**WHAT NEEDS TO BE DONE:** Restate the data exactly as given and keep the pictures out.

**MATERIAL PROVIDED:**
++++++++++

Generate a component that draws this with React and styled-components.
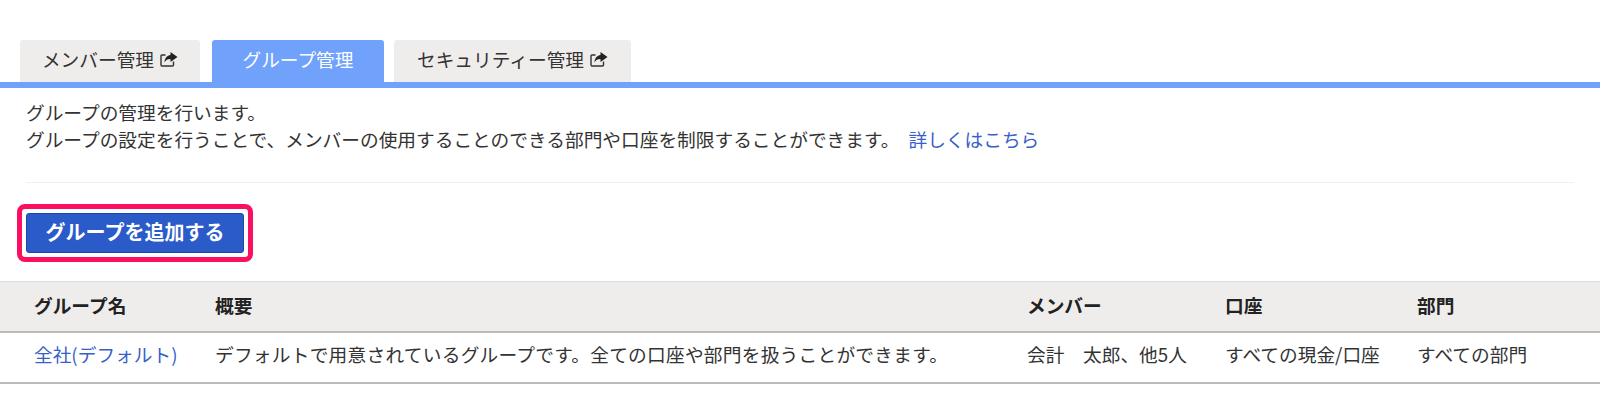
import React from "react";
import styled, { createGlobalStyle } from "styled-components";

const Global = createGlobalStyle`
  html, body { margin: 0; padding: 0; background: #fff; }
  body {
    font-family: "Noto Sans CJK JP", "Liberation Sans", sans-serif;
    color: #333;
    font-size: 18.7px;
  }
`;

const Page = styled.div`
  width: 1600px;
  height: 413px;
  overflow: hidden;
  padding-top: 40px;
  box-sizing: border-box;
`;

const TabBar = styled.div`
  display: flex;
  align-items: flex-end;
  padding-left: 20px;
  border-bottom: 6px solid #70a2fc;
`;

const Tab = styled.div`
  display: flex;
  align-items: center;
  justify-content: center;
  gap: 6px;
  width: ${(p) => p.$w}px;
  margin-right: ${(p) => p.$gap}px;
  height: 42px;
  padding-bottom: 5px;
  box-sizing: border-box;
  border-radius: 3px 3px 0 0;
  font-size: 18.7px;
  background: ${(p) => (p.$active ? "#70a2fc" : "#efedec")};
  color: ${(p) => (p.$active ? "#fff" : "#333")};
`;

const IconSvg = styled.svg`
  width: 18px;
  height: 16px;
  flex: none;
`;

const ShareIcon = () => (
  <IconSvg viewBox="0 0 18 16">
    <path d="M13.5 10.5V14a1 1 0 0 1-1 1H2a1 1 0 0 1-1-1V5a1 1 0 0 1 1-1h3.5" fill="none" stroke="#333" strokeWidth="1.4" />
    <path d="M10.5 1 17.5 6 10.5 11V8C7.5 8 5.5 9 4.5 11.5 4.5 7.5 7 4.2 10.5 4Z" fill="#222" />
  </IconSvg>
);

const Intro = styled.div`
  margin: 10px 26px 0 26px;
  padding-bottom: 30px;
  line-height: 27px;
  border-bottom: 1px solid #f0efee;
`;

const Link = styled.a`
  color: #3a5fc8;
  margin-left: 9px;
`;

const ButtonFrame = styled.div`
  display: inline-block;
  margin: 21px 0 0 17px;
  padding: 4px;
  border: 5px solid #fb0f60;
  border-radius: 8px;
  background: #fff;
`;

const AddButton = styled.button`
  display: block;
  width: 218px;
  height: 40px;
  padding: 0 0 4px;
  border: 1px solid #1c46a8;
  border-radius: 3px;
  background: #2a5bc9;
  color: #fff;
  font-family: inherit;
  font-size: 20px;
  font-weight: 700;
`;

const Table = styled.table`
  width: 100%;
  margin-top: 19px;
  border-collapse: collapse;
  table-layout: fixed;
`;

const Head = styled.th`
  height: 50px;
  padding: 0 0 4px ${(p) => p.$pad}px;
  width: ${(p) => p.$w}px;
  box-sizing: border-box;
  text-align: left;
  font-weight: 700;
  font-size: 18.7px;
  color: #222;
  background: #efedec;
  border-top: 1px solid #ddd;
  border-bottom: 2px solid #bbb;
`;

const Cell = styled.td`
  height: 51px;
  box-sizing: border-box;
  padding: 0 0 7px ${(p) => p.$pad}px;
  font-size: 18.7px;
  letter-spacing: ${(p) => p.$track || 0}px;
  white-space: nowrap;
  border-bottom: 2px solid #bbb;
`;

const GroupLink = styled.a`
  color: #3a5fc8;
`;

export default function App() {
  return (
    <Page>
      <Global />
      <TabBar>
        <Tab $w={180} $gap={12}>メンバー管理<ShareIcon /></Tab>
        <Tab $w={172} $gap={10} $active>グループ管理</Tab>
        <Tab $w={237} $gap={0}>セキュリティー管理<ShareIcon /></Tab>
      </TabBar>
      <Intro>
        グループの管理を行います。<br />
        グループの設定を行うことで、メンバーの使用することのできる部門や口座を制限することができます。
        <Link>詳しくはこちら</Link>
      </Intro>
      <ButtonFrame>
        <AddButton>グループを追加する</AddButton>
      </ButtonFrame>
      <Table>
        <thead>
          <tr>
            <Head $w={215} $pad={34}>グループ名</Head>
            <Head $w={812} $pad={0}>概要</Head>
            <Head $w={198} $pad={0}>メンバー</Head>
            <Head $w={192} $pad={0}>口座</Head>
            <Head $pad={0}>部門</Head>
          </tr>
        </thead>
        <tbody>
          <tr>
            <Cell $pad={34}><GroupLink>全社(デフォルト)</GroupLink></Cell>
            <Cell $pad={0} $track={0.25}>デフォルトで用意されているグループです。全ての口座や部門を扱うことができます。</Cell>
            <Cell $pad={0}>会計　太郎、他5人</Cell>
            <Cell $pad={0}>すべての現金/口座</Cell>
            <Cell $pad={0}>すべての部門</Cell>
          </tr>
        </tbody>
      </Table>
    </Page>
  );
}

++++++++++

**OUTPUT FOR THIS EXERCISE:**
Generate a component that draws this with React and styled-components.
import React from "react";
import styled, { createGlobalStyle } from "styled-components";

const Global = createGlobalStyle`
  html, body { margin: 0; padding: 0; background: #fff; }
  body {
    font-family: "Noto Sans CJK JP", "Liberation Sans", sans-serif;
    color: #333;
    font-size: 18.7px;
  }
`;

const Page = styled.div`
  width: 1600px;
  height: 413px;
  overflow: hidden;
  padding-top: 40px;
  box-sizing: border-box;
`;

const TabBar = styled.div`
  display: flex;
  align-items: flex-end;
  padding-left: 20px;
  border-bottom: 6px solid #70a2fc;
`;

const Tab = styled.div`
  display: flex;
  align-items: center;
  justify-content: center;
  gap: 6px;
  width: ${(p) => p.$w}px;
  margin-right: ${(p) => p.$gap}px;
  height: 42px;
  padding-bottom: 5px;
  box-sizing: border-box;
  border-radius: 3px 3px 0 0;
  font-size: 18.7px;
  background: ${(p) => (p.$active ? "#70a2fc" : "#efedec")};
  color: ${(p) => (p.$active ? "#fff" : "#333")};
`;

const IconSvg = styled.svg`
  width: 18px;
  height: 16px;
  flex: none;
`;

const ShareIcon = () => (
  <IconSvg viewBox="0 0 18 16">
    <path d="M13.5 10.5V14a1 1 0 0 1-1 1H2a1 1 0 0 1-1-1V5a1 1 0 0 1 1-1h3.5" fill="none" stroke="#333" strokeWidth="1.4" />
    <path d="M10.5 1 17.5 6 10.5 11V8C7.5 8 5.5 9 4.5 11.5 4.5 7.5 7 4.2 10.5 4Z" fill="#222" />
  </IconSvg>
);

const Intro = styled.div`
  margin: 10px 26px 0 26px;
  padding-bottom: 30px;
  line-height: 27px;
  border-bottom: 1px solid #f0efee;
`;

const Link = styled.a`
  color: #3a5fc8;
  margin-left: 9px;
`;

const ButtonFrame = styled.div`
  display: inline-block;
  margin: 21px 0 0 17px;
  padding: 4px;
  border: 5px solid #fb0f60;
  border-radius: 8px;
  background: #fff;
`;

const AddButton = styled.button`
  display: block;
  width: 218px;
  height: 40px;
  padding: 0 0 4px;
  border: 1px solid #1c46a8;
  border-radius: 3px;
  background: #2a5bc9;
  color: #fff;
  font-family: inherit;
  font-size: 20px;
  font-weight: 700;
`;

const Table = styled.table`
  width: 100%;
  margin-top: 19px;
  border-collapse: collapse;
  table-layout: fixed;
`;

const Head = styled.th`
  height: 50px;
  padding: 0 0 4px ${(p) => p.$pad}px;
  width: ${(p) => p.$w}px;
  box-sizing: border-box;
  text-align: left;
  font-weight: 700;
  font-size: 18.7px;
  color: #222;
  background: #efedec;
  border-top: 1px solid #ddd;
  border-bottom: 2px solid #bbb;
`;

const Cell = styled.td`
  height: 51px;
  box-sizing: border-box;
  padding: 0 0 7px ${(p) => p.$pad}px;
  font-size: 18.7px;
  letter-spacing: ${(p) => p.$track || 0}px;
  white-space: nowrap;
  border-bottom: 2px solid #bbb;
`;

const GroupLink = styled.a`
  color: #3a5fc8;
`;

export default function App() {
  return (
    <Page>
      <Global />
      <TabBar>
        <Tab $w={180} $gap={12}>メンバー管理<ShareIcon /></Tab>
        <Tab $w={172} $gap={10} $active>グループ管理</Tab>
        <Tab $w={237} $gap={0}>セキュリティー管理<ShareIcon /></Tab>
      </TabBar>
      <Intro>
        グループの管理を行います。<br />
        グループの設定を行うことで、メンバーの使用することのできる部門や口座を制限することができます。
        <Link>詳しくはこちら</Link>
      </Intro>
      <ButtonFrame>
        <AddButton>グループを追加する</AddButton>
      </ButtonFrame>
      <Table>
        <thead>
          <tr>
            <Head $w={215} $pad={34}>グループ名</Head>
            <Head $w={812} $pad={0}>概要</Head>
            <Head $w={198} $pad={0}>メンバー</Head>
            <Head $w={192} $pad={0}>口座</Head>
            <Head $pad={0}>部門</Head>
          </tr>
        </thead>
        <tbody>
          <tr>
            <Cell $pad={34}><GroupLink>全社(デフォルト)</GroupLink></Cell>
            <Cell $pad={0} $track={0.25}>デフォルトで用意されているグループです。全ての口座や部門を扱うことができます。</Cell>
            <Cell $pad={0}>会計　太郎、他5人</Cell>
            <Cell $pad={0}>すべての現金/口座</Cell>
            <Cell $pad={0}>すべての部門</Cell>
          </tr>
        </tbody>
      </Table>
    </Page>
  );
}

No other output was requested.